Exactly repeat the material, dropping every picture from the copy.
**********
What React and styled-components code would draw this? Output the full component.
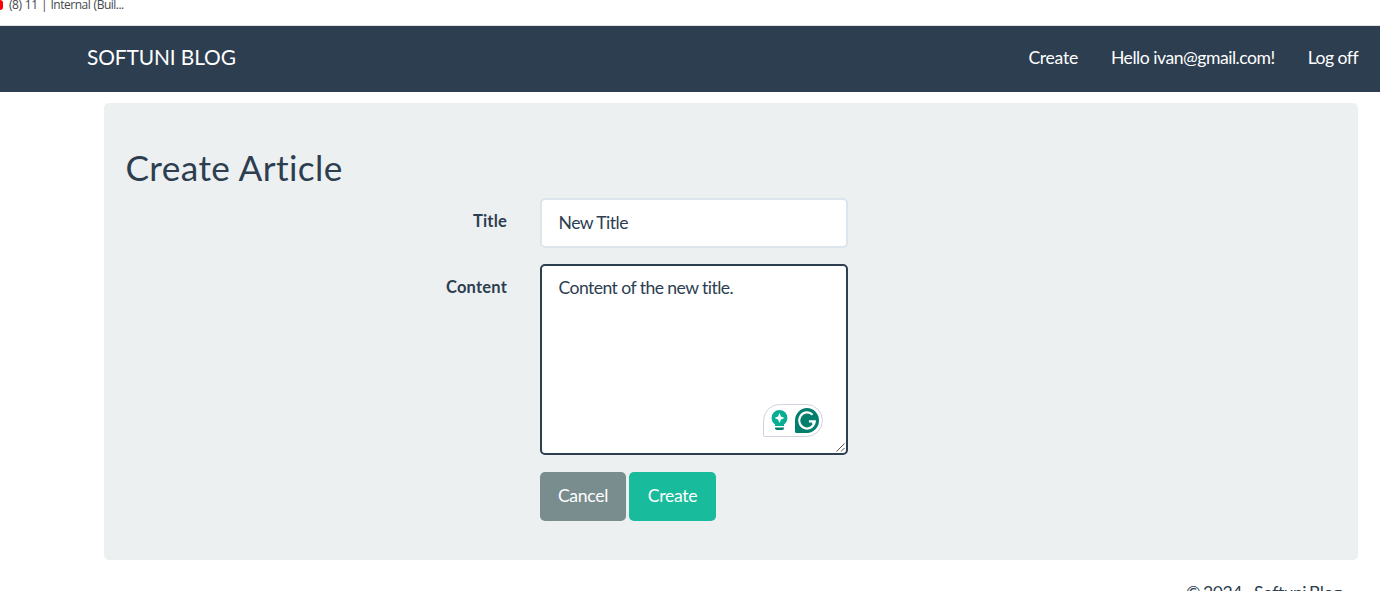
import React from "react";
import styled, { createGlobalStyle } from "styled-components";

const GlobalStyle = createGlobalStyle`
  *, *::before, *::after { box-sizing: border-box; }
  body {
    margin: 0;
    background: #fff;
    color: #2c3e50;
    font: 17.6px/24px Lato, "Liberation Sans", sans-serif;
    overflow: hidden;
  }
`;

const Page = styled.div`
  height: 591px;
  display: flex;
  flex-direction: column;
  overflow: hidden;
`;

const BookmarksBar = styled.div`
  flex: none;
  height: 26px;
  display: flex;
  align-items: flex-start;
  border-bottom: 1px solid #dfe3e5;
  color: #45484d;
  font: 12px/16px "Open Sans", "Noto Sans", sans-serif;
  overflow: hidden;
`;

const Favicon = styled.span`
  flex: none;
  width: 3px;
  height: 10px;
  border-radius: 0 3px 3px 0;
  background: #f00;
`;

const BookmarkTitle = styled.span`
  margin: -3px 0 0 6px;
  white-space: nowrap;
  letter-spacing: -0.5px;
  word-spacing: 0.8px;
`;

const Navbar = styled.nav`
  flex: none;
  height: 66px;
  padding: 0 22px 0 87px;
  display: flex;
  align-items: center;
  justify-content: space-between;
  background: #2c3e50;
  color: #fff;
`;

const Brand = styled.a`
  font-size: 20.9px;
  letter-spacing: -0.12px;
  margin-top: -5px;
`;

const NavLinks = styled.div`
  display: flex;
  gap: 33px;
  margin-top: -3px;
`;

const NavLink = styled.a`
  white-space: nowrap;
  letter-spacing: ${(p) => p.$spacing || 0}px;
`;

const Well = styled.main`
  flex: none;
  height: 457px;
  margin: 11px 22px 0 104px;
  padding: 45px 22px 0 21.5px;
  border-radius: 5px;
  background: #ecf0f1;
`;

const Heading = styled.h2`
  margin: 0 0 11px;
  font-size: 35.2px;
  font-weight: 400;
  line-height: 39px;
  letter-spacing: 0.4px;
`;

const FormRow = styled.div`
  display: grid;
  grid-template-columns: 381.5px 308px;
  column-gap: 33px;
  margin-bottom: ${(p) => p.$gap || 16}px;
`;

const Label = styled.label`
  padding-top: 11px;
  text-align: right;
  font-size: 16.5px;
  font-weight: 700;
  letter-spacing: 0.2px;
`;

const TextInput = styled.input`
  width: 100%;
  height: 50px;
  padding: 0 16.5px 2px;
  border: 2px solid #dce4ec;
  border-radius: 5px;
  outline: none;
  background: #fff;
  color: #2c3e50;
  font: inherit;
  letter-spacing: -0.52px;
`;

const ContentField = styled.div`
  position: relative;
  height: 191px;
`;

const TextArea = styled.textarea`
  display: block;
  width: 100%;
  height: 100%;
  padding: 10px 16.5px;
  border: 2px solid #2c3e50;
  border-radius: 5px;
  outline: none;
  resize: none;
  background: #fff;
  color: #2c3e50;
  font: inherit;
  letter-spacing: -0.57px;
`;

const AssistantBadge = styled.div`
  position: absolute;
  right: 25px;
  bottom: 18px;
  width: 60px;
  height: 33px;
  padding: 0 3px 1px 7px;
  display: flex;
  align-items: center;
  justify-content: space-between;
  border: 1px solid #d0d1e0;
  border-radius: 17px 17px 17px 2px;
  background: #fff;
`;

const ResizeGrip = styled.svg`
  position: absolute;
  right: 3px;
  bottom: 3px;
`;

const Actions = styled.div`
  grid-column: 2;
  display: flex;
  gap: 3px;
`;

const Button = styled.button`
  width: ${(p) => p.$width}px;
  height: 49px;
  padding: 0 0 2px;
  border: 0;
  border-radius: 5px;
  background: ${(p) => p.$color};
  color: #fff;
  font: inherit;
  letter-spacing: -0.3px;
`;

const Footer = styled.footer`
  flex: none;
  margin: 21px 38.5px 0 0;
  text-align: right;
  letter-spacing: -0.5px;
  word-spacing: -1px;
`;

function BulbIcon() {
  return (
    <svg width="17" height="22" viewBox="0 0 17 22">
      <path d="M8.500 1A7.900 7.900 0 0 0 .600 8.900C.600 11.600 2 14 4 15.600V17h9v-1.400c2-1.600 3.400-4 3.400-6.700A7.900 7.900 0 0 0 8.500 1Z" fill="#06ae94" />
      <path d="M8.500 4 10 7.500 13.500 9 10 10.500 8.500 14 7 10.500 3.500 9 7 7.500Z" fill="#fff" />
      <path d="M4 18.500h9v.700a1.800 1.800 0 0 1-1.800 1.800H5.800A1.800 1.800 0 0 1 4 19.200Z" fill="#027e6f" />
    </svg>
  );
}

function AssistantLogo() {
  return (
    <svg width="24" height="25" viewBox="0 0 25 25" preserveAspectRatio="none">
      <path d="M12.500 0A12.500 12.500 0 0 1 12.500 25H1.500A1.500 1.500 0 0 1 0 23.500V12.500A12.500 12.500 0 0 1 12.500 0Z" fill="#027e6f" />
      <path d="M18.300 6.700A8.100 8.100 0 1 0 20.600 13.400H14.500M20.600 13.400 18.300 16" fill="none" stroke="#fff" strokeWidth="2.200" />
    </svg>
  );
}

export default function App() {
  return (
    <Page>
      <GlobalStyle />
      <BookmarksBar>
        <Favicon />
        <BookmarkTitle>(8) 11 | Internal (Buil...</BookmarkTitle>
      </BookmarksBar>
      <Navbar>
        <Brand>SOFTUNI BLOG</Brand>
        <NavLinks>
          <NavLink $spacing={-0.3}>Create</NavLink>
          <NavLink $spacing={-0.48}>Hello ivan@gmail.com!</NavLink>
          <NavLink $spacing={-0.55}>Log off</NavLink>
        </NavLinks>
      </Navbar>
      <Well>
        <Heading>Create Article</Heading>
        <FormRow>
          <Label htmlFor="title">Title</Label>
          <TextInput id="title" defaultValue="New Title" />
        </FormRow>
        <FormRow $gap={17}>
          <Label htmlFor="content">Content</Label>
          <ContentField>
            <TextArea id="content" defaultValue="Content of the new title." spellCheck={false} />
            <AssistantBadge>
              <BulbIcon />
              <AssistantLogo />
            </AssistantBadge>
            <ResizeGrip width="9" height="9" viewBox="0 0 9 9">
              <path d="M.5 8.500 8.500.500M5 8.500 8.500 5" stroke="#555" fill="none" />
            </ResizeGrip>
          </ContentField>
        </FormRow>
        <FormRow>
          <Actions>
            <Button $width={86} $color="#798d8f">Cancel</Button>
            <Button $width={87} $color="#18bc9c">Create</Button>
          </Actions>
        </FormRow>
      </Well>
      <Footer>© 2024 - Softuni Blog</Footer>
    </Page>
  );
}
**********
§ **RESULT FOR THIS EXERCISE**
What React and styled-components code would draw this? Output the full component.
import React from "react";
import styled, { createGlobalStyle } from "styled-components";

const GlobalStyle = createGlobalStyle`
  *, *::before, *::after { box-sizing: border-box; }
  body {
    margin: 0;
    background: #fff;
    color: #2c3e50;
    font: 17.6px/24px Lato, "Liberation Sans", sans-serif;
    overflow: hidden;
  }
`;

const Page = styled.div`
  height: 591px;
  display: flex;
  flex-direction: column;
  overflow: hidden;
`;

const BookmarksBar = styled.div`
  flex: none;
  height: 26px;
  display: flex;
  align-items: flex-start;
  border-bottom: 1px solid #dfe3e5;
  color: #45484d;
  font: 12px/16px "Open Sans", "Noto Sans", sans-serif;
  overflow: hidden;
`;

const Favicon = styled.span`
  flex: none;
  width: 3px;
  height: 10px;
  border-radius: 0 3px 3px 0;
  background: #f00;
`;

const BookmarkTitle = styled.span`
  margin: -3px 0 0 6px;
  white-space: nowrap;
  letter-spacing: -0.5px;
  word-spacing: 0.8px;
`;

const Navbar = styled.nav`
  flex: none;
  height: 66px;
  padding: 0 22px 0 87px;
  display: flex;
  align-items: center;
  justify-content: space-between;
  background: #2c3e50;
  color: #fff;
`;

const Brand = styled.a`
  font-size: 20.9px;
  letter-spacing: -0.12px;
  margin-top: -5px;
`;

const NavLinks = styled.div`
  display: flex;
  gap: 33px;
  margin-top: -3px;
`;

const NavLink = styled.a`
  white-space: nowrap;
  letter-spacing: ${(p) => p.$spacing || 0}px;
`;

const Well = styled.main`
  flex: none;
  height: 457px;
  margin: 11px 22px 0 104px;
  padding: 45px 22px 0 21.5px;
  border-radius: 5px;
  background: #ecf0f1;
`;

const Heading = styled.h2`
  margin: 0 0 11px;
  font-size: 35.2px;
  font-weight: 400;
  line-height: 39px;
  letter-spacing: 0.4px;
`;

const FormRow = styled.div`
  display: grid;
  grid-template-columns: 381.5px 308px;
  column-gap: 33px;
  margin-bottom: ${(p) => p.$gap || 16}px;
`;

const Label = styled.label`
  padding-top: 11px;
  text-align: right;
  font-size: 16.5px;
  font-weight: 700;
  letter-spacing: 0.2px;
`;

const TextInput = styled.input`
  width: 100%;
  height: 50px;
  padding: 0 16.5px 2px;
  border: 2px solid #dce4ec;
  border-radius: 5px;
  outline: none;
  background: #fff;
  color: #2c3e50;
  font: inherit;
  letter-spacing: -0.52px;
`;

const ContentField = styled.div`
  position: relative;
  height: 191px;
`;

const TextArea = styled.textarea`
  display: block;
  width: 100%;
  height: 100%;
  padding: 10px 16.5px;
  border: 2px solid #2c3e50;
  border-radius: 5px;
  outline: none;
  resize: none;
  background: #fff;
  color: #2c3e50;
  font: inherit;
  letter-spacing: -0.57px;
`;

const AssistantBadge = styled.div`
  position: absolute;
  right: 25px;
  bottom: 18px;
  width: 60px;
  height: 33px;
  padding: 0 3px 1px 7px;
  display: flex;
  align-items: center;
  justify-content: space-between;
  border: 1px solid #d0d1e0;
  border-radius: 17px 17px 17px 2px;
  background: #fff;
`;

const ResizeGrip = styled.svg`
  position: absolute;
  right: 3px;
  bottom: 3px;
`;

const Actions = styled.div`
  grid-column: 2;
  display: flex;
  gap: 3px;
`;

const Button = styled.button`
  width: ${(p) => p.$width}px;
  height: 49px;
  padding: 0 0 2px;
  border: 0;
  border-radius: 5px;
  background: ${(p) => p.$color};
  color: #fff;
  font: inherit;
  letter-spacing: -0.3px;
`;

const Footer = styled.footer`
  flex: none;
  margin: 21px 38.5px 0 0;
  text-align: right;
  letter-spacing: -0.5px;
  word-spacing: -1px;
`;

function BulbIcon() {
  return (
    <svg width="17" height="22" viewBox="0 0 17 22">
      <path d="M8.500 1A7.900 7.900 0 0 0 .600 8.900C.600 11.600 2 14 4 15.600V17h9v-1.400c2-1.600 3.400-4 3.400-6.700A7.900 7.900 0 0 0 8.500 1Z" fill="#06ae94" />
      <path d="M8.500 4 10 7.500 13.500 9 10 10.500 8.500 14 7 10.500 3.500 9 7 7.500Z" fill="#fff" />
      <path d="M4 18.500h9v.700a1.800 1.800 0 0 1-1.800 1.800H5.800A1.800 1.800 0 0 1 4 19.200Z" fill="#027e6f" />
    </svg>
  );
}

function AssistantLogo() {
  return (
    <svg width="24" height="25" viewBox="0 0 25 25" preserveAspectRatio="none">
      <path d="M12.500 0A12.500 12.500 0 0 1 12.500 25H1.500A1.500 1.500 0 0 1 0 23.500V12.500A12.500 12.500 0 0 1 12.500 0Z" fill="#027e6f" />
      <path d="M18.300 6.700A8.100 8.100 0 1 0 20.600 13.400H14.500M20.600 13.400 18.300 16" fill="none" stroke="#fff" strokeWidth="2.200" />
    </svg>
  );
}

export default function App() {
  return (
    <Page>
      <GlobalStyle />
      <BookmarksBar>
        <Favicon />
        <BookmarkTitle>(8) 11 | Internal (Buil...</BookmarkTitle>
      </BookmarksBar>
      <Navbar>
        <Brand>SOFTUNI BLOG</Brand>
        <NavLinks>
          <NavLink $spacing={-0.3}>Create</NavLink>
          <NavLink $spacing={-0.48}>Hello ivan@gmail.com!</NavLink>
          <NavLink $spacing={-0.55}>Log off</NavLink>
        </NavLinks>
      </Navbar>
      <Well>
        <Heading>Create Article</Heading>
        <FormRow>
          <Label htmlFor="title">Title</Label>
          <TextInput id="title" defaultValue="New Title" />
        </FormRow>
        <FormRow $gap={17}>
          <Label htmlFor="content">Content</Label>
          <ContentField>
            <TextArea id="content" defaultValue="Content of the new title." spellCheck={false} />
            <AssistantBadge>
              <BulbIcon />
              <AssistantLogo />
            </AssistantBadge>
            <ResizeGrip width="9" height="9" viewBox="0 0 9 9">
              <path d="M.5 8.500 8.500.500M5 8.500 8.500 5" stroke="#555" fill="none" />
            </ResizeGrip>
          </ContentField>
        </FormRow>
        <FormRow>
          <Actions>
            <Button $width={86} $color="#798d8f">Cancel</Button>
            <Button $width={87} $color="#18bc9c">Create</Button>
          </Actions>
        </FormRow>
      </Well>
      <Footer>© 2024 - Softuni Blog</Footer>
    </Page>
  );
}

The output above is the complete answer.